Below are some records. How many of their lines contain the string "React"? Give the number only.

Interface markup and scripts
□ □ □ □
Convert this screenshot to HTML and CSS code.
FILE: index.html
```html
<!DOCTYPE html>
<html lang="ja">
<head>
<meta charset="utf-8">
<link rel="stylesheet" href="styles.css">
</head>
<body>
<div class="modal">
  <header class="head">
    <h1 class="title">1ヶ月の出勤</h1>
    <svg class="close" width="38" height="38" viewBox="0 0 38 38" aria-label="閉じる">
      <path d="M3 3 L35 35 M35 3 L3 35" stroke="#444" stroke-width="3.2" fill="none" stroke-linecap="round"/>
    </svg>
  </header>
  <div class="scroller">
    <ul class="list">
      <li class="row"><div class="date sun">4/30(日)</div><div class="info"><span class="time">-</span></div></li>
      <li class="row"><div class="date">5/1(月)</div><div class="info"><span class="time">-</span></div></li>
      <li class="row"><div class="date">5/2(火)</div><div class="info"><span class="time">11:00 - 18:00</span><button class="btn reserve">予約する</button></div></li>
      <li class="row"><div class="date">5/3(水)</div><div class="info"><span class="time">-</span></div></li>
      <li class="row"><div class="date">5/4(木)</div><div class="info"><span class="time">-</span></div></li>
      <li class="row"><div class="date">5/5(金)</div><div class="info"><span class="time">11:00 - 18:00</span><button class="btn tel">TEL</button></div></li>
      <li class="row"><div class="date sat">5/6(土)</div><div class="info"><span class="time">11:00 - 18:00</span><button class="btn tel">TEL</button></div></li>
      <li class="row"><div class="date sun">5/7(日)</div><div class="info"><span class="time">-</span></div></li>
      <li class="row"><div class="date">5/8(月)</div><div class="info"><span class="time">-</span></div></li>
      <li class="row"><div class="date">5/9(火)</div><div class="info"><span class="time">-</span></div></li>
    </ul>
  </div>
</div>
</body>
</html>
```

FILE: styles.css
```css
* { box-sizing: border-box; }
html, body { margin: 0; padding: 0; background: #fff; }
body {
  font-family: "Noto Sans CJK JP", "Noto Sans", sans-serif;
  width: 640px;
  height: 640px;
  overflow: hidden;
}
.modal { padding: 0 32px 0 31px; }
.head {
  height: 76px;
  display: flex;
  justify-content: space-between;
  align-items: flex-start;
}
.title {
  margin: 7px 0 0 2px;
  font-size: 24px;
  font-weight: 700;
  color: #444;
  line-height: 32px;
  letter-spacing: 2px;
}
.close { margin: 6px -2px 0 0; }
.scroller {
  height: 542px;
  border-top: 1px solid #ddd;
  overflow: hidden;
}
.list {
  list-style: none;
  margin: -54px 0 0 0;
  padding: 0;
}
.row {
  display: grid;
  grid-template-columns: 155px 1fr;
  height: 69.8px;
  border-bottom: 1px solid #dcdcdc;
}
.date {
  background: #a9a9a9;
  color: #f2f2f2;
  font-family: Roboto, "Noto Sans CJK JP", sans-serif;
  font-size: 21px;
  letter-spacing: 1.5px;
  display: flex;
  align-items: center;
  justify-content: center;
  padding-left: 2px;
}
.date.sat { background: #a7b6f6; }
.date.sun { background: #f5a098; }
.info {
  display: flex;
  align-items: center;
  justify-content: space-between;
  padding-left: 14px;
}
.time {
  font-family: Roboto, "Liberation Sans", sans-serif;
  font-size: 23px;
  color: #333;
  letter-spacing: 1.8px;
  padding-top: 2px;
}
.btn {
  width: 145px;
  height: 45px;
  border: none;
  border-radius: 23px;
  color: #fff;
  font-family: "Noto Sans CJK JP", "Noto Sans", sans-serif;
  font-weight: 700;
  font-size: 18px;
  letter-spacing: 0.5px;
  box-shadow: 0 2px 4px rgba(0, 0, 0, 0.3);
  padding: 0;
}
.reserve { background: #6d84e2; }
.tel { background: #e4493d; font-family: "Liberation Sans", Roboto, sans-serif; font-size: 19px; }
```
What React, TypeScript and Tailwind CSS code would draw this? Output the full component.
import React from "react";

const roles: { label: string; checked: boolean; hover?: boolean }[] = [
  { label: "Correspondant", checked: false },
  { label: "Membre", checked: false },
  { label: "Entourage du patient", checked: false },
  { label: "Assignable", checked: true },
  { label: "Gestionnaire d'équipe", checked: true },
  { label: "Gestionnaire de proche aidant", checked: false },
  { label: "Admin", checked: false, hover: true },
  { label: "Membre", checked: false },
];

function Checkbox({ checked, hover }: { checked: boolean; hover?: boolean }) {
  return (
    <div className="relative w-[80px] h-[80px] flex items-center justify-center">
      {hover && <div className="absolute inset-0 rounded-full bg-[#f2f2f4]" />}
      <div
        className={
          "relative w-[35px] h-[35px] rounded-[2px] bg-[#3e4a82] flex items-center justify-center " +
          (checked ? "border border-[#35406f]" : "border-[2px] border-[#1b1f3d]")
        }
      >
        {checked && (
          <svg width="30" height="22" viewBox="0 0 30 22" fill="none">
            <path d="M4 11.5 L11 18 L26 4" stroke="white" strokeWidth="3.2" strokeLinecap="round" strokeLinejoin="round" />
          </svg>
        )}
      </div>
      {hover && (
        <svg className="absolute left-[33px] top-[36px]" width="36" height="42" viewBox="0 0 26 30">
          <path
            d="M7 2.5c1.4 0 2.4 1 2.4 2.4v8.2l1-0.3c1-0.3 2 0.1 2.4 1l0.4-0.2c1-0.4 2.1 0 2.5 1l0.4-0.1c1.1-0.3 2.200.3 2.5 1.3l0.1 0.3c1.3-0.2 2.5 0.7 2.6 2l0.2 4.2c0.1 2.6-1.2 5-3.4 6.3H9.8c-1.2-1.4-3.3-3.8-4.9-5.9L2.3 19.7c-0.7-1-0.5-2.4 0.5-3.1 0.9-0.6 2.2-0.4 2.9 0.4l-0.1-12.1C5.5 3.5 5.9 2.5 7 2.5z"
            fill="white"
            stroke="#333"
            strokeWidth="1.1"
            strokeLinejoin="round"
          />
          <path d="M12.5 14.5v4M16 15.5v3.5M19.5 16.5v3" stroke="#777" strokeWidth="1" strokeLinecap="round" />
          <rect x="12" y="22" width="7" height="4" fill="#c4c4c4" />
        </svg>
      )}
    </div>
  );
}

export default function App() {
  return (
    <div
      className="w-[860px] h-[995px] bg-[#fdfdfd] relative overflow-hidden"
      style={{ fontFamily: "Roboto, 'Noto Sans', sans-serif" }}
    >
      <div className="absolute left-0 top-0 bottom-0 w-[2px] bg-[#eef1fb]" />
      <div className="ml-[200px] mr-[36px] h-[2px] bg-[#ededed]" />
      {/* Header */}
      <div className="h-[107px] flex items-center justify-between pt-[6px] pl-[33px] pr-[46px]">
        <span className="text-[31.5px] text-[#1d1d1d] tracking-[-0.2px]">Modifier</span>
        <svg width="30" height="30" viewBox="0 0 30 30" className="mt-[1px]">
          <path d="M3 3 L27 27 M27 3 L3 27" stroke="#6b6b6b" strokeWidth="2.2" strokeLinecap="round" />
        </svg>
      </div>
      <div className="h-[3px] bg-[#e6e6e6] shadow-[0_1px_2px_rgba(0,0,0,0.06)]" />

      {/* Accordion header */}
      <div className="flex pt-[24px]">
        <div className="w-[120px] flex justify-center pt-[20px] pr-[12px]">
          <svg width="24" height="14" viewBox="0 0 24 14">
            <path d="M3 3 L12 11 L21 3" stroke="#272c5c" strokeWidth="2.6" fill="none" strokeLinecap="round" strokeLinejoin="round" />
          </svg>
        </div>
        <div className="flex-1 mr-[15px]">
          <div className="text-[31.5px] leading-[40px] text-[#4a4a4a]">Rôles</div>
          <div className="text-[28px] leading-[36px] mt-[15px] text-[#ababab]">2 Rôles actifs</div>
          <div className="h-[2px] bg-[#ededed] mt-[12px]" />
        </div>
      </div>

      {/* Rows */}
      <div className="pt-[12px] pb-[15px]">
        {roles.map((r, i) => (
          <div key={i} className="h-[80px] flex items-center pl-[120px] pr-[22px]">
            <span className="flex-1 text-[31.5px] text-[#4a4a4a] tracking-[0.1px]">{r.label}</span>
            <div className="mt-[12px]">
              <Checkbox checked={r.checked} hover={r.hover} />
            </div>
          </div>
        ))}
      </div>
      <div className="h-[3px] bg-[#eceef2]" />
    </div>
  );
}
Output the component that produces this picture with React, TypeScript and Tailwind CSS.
□ □ □ □
» **Solution to the problem**:
3